2. "Lickin' it in the lower latitudes" week.
3. "Labiapalooza"
4. "Tongues in the Tropics"
5. "Mammories in the Mangroves"
6. "Dikes in the Straights"
As always, no charge for the advice.
BOB
p.s. Been away for some time, but, at the risk of sounding like an ass lick, you really have done a great job on the recent posts...thanks!
"Over the years it has occurred to me that muscles and machines have one similarity: they go to pieces if they aren't used."
Succinct and memorable. I also really liked the endless sidewalk shot. And the understated description "the unpleasant woman".
did reep reply without mentioning the "Bare Assets" sign on the back of the pedicab? Someone get him to a doctor, something is terribly wrong.
-Peace
I am at a loss for words.Somebody berate me otherwise I'm going to get through the day without getting spanked. All hard core commenters and no one wrote in to say I was a moron.

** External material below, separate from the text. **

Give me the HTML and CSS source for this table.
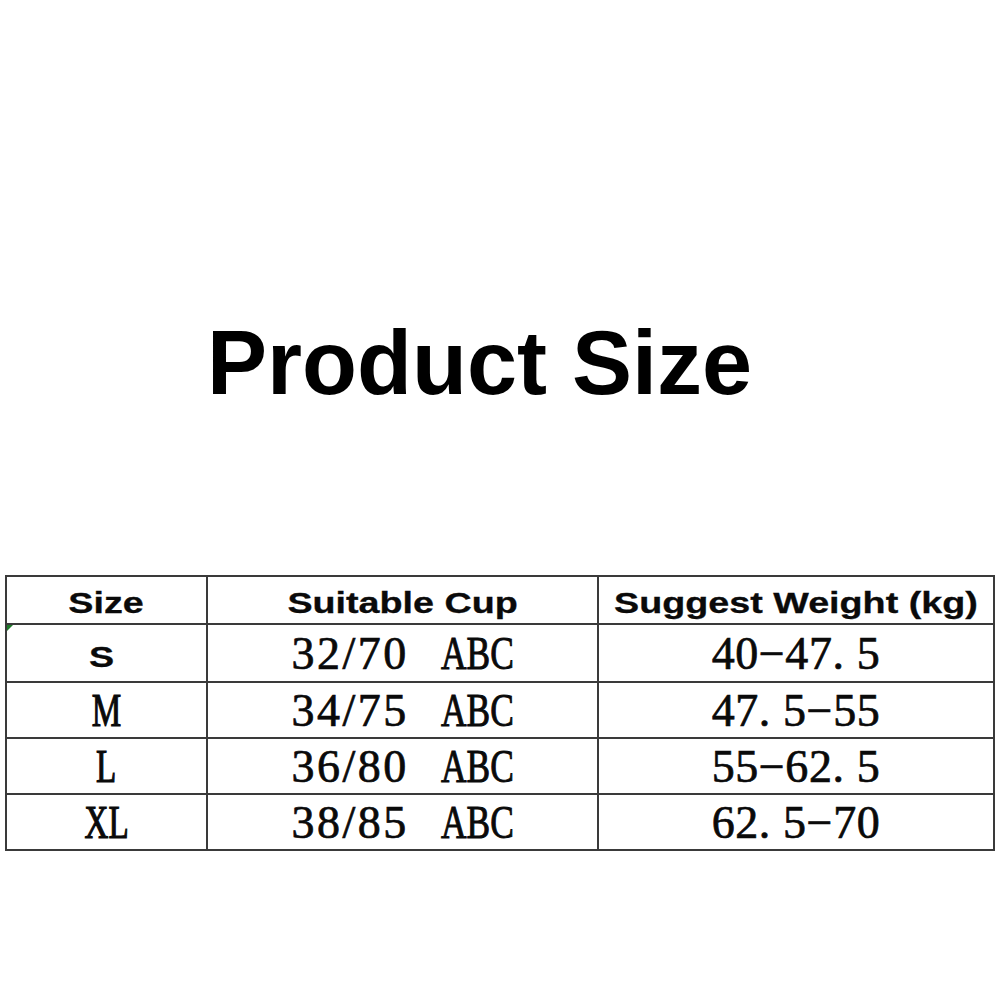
FILE: index.html
```html
<!DOCTYPE html>
<html lang="en">
<head>
<meta charset="utf-8">
<title>Product Size</title>
<link rel="stylesheet" href="styles.css">
</head>
<body>
<main class="page">
  <h1 class="title">Product Size</h1>
  <table class="size-table">
    <colgroup>
      <col class="c1">
      <col class="c2">
      <col class="c3">
    </colgroup>
    <thead>
      <tr class="head-row">
        <th><span class="wide">Size</span></th>
        <th><span class="wide">Suitable Cup</span></th>
        <th><span class="wide">Suggest Weight (kg)</span></th>
      </tr>
    </thead>
    <tbody>
      <tr class="row first">
        <td class="size marked"><span class="wide shift">S</span></td>
        <td><span class="num">32/70</span><span class="abc">ABC</span></td>
        <td><span class="wt">40−47. 5</span></td>
      </tr>
      <tr class="row">
        <td class="size"><span class="narrow">M</span></td>
        <td><span class="num">34/75</span><span class="abc">ABC</span></td>
        <td><span class="wt">47. 5−55</span></td>
      </tr>
      <tr class="row">
        <td class="size"><span class="narrow">L</span></td>
        <td><span class="num">36/80</span><span class="abc">ABC</span></td>
        <td><span class="wt">55−62. 5</span></td>
      </tr>
      <tr class="row">
        <td class="size"><span class="narrow">XL</span></td>
        <td><span class="num">38/85</span><span class="abc">ABC</span></td>
        <td><span class="wt">62. 5−70</span></td>
      </tr>
    </tbody>
  </table>
</main>
</body>
</html>
```
FILE: styles.css
```css
html, body {
  margin: 0;
  padding: 0;
  background: #ffffff;
}

.page {
  width: 1000px;
  height: 1000px;
  padding-top: 313px;
  box-sizing: border-box;
}

.title {
  margin: 0;
  padding-left: 207px;
  font-family: "Liberation Sans", Arial, sans-serif;
  font-weight: 700;
  font-size: 90px;
  line-height: 100px;
  color: #000;
  white-space: nowrap;
}

.size-table {
  margin: 162px 0 0 5px;
  width: 988px;
  border-collapse: collapse;
  table-layout: fixed;
}

.c1 { width: 201px; }
.c2 { width: 391px; }
.c3 { width: 396px; }

.size-table th,
.size-table td {
  border: 2px solid #3a3a3a;
  padding: 0;
  text-align: center;
  vertical-align: middle;
  color: #0a0a0a;
  white-space: pre;
}

.head-row { height: 48px; }
.row { height: 56px; }
.row.first { height: 58px; }

.size-table th {
  font-family: "Liberation Sans", Arial, sans-serif;
  font-weight: 700;
  font-size: 29px;
  line-height: 30px;
  padding-top: 6px;
  -webkit-text-stroke: 0.3px #0a0a0a;
}

.wide {
  display: inline-block;
  transform: scaleX(1.3);
}

.size-table td {
  font-family: "Liberation Serif", "Times New Roman", serif;
  font-size: 46px;
  line-height: 46px;
  padding-top: 2px;
  -webkit-text-stroke: 0.7px #0a0a0a;
}

.size-table td.size .wide {
  font-family: "Liberation Sans", Arial, sans-serif;
  font-weight: 700;
  font-size: 29px;
  line-height: 46px;
  -webkit-text-stroke: 0.3px #0a0a0a;
}

.shift {
  margin-right: 10px;
}

.marked {
  position: relative;
}

.marked::before {
  content: "";
  position: absolute;
  left: 0;
  top: 0;
  border-top: 6px solid #1f7a2a;
  border-right: 6px solid transparent;
}

.narrow {
  display: inline-block;
  transform: scaleX(0.72);
  -webkit-text-stroke: 1.2px #0a0a0a;
}

.num {
  letter-spacing: 2.5px;
}

.abc {
  display: inline-block;
  margin-left: 32px;
  margin-right: -22px;
  transform: scaleX(0.77);
  transform-origin: left center;
  -webkit-text-stroke: 1px #0a0a0a;
}

.wt {
  display: inline-block;
  letter-spacing: 0.6px;
}
```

I got pulled over for speeding the other morning. It was my watch commander. I didn't get a ticket but I got a lo-o-o-o-ng verbal warning. It's horrible getting lit up by your boss's blue lights, believe me, especially when you are caught just being stupid.
There now I feel better. If none of you are up to the task I'll tell myself off.

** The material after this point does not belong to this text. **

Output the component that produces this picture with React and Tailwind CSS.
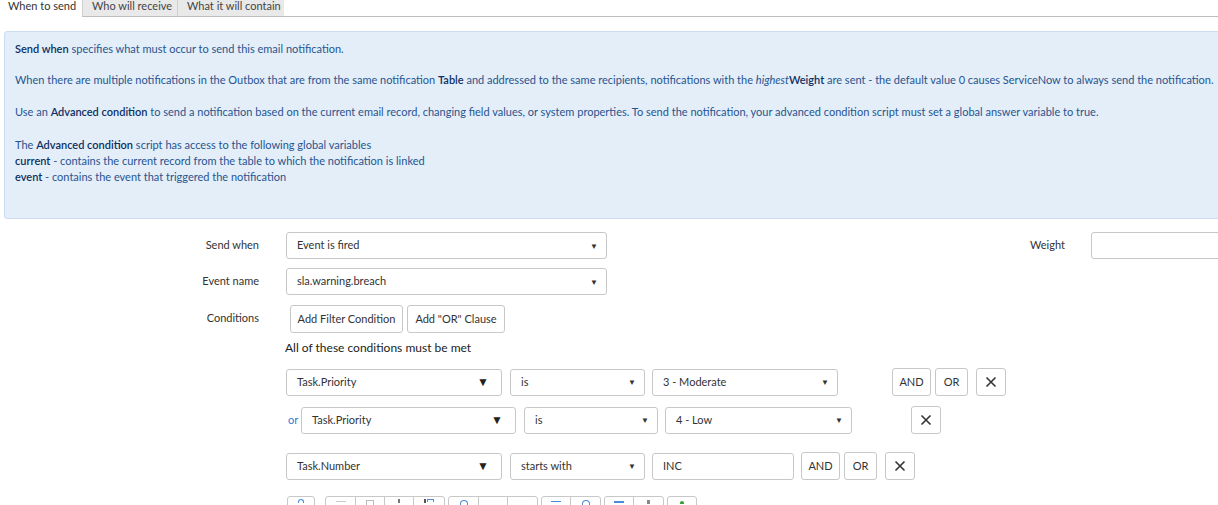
import React from "react";

const font = { fontFamily: '"Source Sans Pro", Lato, "Liberation Sans", sans-serif' };

function Select({ value, className = "", bigArrow = false }) {
  return (
    <div className={`shrink-0 h-[27px] border border-[#c8c8c8] rounded-[3px] bg-white flex items-center justify-between pl-[10px] pr-[8px] text-[11px] text-[#333] ${className}`}>
      <span>{value}</span>
      {bigArrow ? (
        <span className="text-[12px] text-[#222] mr-[4px]">▼</span>
      ) : (
        <span className="text-[8px] text-[#333]">▼</span>
      )}
    </div>
  );
}

function Btn({ children, className = "" }) {
  return (
    <div className={`shrink-0 h-[28px] border border-[#c8c8c8] rounded-[3px] bg-white flex items-center justify-center text-[11px] text-[#333] ${className}`}>
      {children}
    </div>
  );
}

function XBtn({ className = "" }) {
  return (
    <Btn className={`w-[30px] ${className}`}>
      <svg width="12" height="12" viewBox="0 0 12 12">
        <path d="M1.5 1.5 L10.5 10.5 M10.5 1.5 L1.5 10.5" stroke="#333" strokeWidth="1.6" />
      </svg>
    </Btn>
  );
}

export default function App() {
  return (
    <div className="w-[1218px] h-[505px] overflow-hidden bg-white relative" style={font}>
      {/* Tabs */}
      <div className="flex h-[17px] text-[11px] leading-[11px]">
        <div className="w-[82px] pl-[8px] text-[#333] bg-white">When to send</div>
        <div className="w-[95px] pl-[9px] text-[#444] bg-[#e9e9e9] border-l border-[#d0d0d0] border-b border-b-[#bdbdbd]">Who will receive</div>
        <div className="w-[107px] pl-[9px] text-[#444] bg-[#e9e9e9] border-l border-[#d0d0d0] border-b border-b-[#bdbdbd]">What it will contain</div>
        <div className="flex-1 border-b border-[#bdbdbd]"></div>
      </div>

      {/* Info box */}
      <div className="mt-[14px] ml-[4px] w-[1230px] h-[188px] bg-[#e3eef9] border border-[#cbdcef] rounded-[3px] pl-[10px] pt-[9px] text-[11px] leading-[16px] text-[#28548f] whitespace-nowrap">
        <p><b className="font-semibold text-[#0f2f62]">Send when</b> specifies what must occur to send this email notification.</p>
        <p className="mt-[15px]">When there are multiple notifications in the Outbox that are from the same notification <b className="font-semibold text-[#0f2f62]">Table</b> and addressed to the same recipients, notifications with the <i>highest</i><b className="font-semibold text-[#0f2f62]">Weight</b> are sent - the default value 0 causes ServiceNow to always send the notification.</p>
        <p className="mt-[16px]">Use an <b className="font-semibold text-[#0f2f62]">Advanced condition</b> to send a notification based on the current email record, changing field values, or system properties. To send the notification, your advanced condition script must set a global answer variable to true.</p>
        <p className="mt-[17px]">The <b className="font-semibold text-[#0f2f62]">Advanced condition</b> script has access to the following global variables</p>
        <p><b className="font-semibold text-[#0f2f62]">current</b> - contains the current record from the table to which the notification is linked</p>
        <p><b className="font-semibold text-[#0f2f62]">event</b> - contains the event that triggered the notification</p>
      </div>

      {/* Form */}
      <div className="mt-[13px] text-[11px] text-[#333]">
        <div className="flex items-center h-[27px] w-[1400px]">
          <div className="shrink-0 w-[259px] text-right">Send when</div>
          <Select value="Event is fired" className="ml-[27px] w-[321px]" />
          <div className="shrink-0 w-[458px] text-right">Weight</div>
          <div className="shrink-0 ml-[26px] w-[160px] h-[27px] border border-[#c8c8c8] rounded-[3px] bg-white"></div>
        </div>
        <div className="flex items-center h-[27px] mt-[9px]">
          <div className="shrink-0 w-[259px] text-right">Event name</div>
          <Select value="sla.warning.breach" className="ml-[27px] w-[321px]" />
        </div>
        <div className="flex items-start mt-[10px]">
          <div className="shrink-0 w-[259px] text-right pt-[5px]">Conditions</div>
          <div className="ml-[31px] flex gap-[4px]">
            <Btn className="w-[113px]">Add Filter Condition</Btn>
            <Btn className="w-[98px]">Add "OR" Clause</Btn>
          </div>
        </div>

        <div className="ml-[285px] mt-[7px] text-[12px] text-[#222] leading-[16px]">All of these conditions must be met</div>

        {/* Condition rows */}
        <div className="ml-[286px] mt-[12px] flex items-center">
          <Select value="Task.Priority" bigArrow className="w-[216px]" />
          <Select value="is" className="ml-[8px] w-[135px]" />
          <Select value="3 - Moderate" className="ml-[7px] w-[186px]" />
          <Btn className="ml-[54px] w-[39px]">AND</Btn>
          <Btn className="ml-[4px] w-[33px]">OR</Btn>
          <XBtn className="ml-[8px]" />
        </div>
        <div className="ml-[286px] mt-[10px] flex items-center">
          <span className="ml-[2px] w-[13px] text-[#2f7ad8] text-[11px]">or</span>
          <Select value="Task.Priority" bigArrow className="w-[215px]" />
          <Select value="is" className="ml-[8px] w-[134px]" />
          <Select value="4 - Low" className="ml-[7px] w-[187px]" />
          <XBtn className="ml-[59px]" />
        </div>
        <div className="ml-[286px] mt-[18px] flex items-center">
          <Select value="Task.Number" bigArrow className="w-[216px]" />
          <Select value="starts with" className="ml-[8px] w-[135px]" />
          <div className="shrink-0 ml-[7px] w-[142px] h-[27px] border border-[#c8c8c8] rounded-[3px] bg-white flex items-center pl-[10px]">INC</div>
          <Btn className="ml-[7px] w-[39px]">AND</Btn>
          <Btn className="ml-[4px] w-[33px]">OR</Btn>
          <XBtn className="ml-[8px]" />
        </div>

        {/* Partial toolbar */}
        <div className="ml-[287px] mt-[16px] flex gap-[3px] items-start">
          <div className="h-[20px] w-[28px] border border-[#c8c8c8] rounded-[3px] flex justify-center pt-[2px]">
            <div className="w-[6px] h-[4px] rounded-t-full border border-[#4a8ad8] border-b-0"></div>
          </div>
          <div className="ml-[7px] h-[20px] flex border border-[#c8c8c8] rounded-[3px]">
            <div className="w-[30px] border-r border-[#c8c8c8] flex justify-center pt-[4px]"><div className="w-[10px] h-[1px] bg-[#ccc]"></div></div>
            <div className="w-[29px] border-r border-[#c8c8c8] flex justify-center pt-[3px]"><div className="w-[8px] h-[6px] border border-[#bbb]"></div></div>
            <div className="w-[29px] border-r border-[#c8c8c8] flex justify-center pt-[2px]"><div className="w-[2px] h-[4px] bg-[#777]"></div></div>
            <div className="w-[30px] flex justify-center gap-[1px] pt-[2px]"><div className="w-[2px] h-[4px] bg-[#555]"></div><div className="w-[7px] h-[3px] border border-[#4a8ad8] border-b-0"></div></div>
          </div>
          <div className="h-[20px] flex border border-[#c8c8c8] rounded-[3px]">
            <div className="w-[30px] border-r border-[#c8c8c8] flex justify-center pt-[3px]"><div className="w-[8px] h-[6px] rounded-t-full border border-[#4a8ad8] border-b-0"></div></div>
            <div className="w-[29px] border-r border-[#c8c8c8]"></div>
            <div className="w-[29px]"></div>
          </div>
          <div className="h-[20px] flex border border-[#c8c8c8] rounded-[3px]">
            <div className="w-[29px] border-r border-[#c8c8c8] flex justify-center pt-[4px]"><div className="w-[10px] h-[1px] bg-[#4a8ad8]"></div></div>
            <div className="w-[29px] flex justify-center pt-[3px]"><div className="w-[8px] h-[6px] rounded-t-full border border-[#4a8ad8] border-b-0"></div></div>
          </div>
          <div className="h-[20px] flex border border-[#c8c8c8] rounded-[3px]">
            <div className="w-[29px] border-r border-[#c8c8c8] flex justify-center pt-[4px]"><div className="w-[10px] h-[2px] bg-[#4a8ad8]"></div></div>
            <div className="w-[29px] flex justify-center pt-[3px]"><div className="w-[3px] h-[4px] bg-[#888]"></div></div>
          </div>
          <div className="h-[20px] w-[30px] border border-[#c8c8c8] rounded-[3px] flex justify-center pt-[4px]">
            <div className="w-[4px] h-[3px] rounded-t-full bg-[#3aa03a]"></div>
          </div>
        </div>
      </div>
    </div>
  );
}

I vote for Sloan Bashinsky! Anybody that likes nude beaches and angels in his dreams is my kind of guy. How congruent!
Anybody that dreams of angels around here would probably get elected, here in God's country!
Mr Conchscooter:
by the stroke of luck, another Italian tourist sent on his merry way. Your name must legend at the Italian Embassy.
I also noticed the "Bare Assets" pedi-cab and it does "click to enlarge" while others do NOT. Reep must be loosing it . . . he never made a peep.
It nice to have friends in high places and not get a ticket. Did you tell him you were blowing out your carbs ?
bob
bobskoot: wet coast scootin
Bare Assets is dark, smokey, expensive drinks. Although the girls smell like skin-so-soft. If you go in with women, I guess they are used to the love that dares not speak its name and will sometimes grab the patron's boobs. We left quickly, before they attempted to hook up a vacuum to our wallets.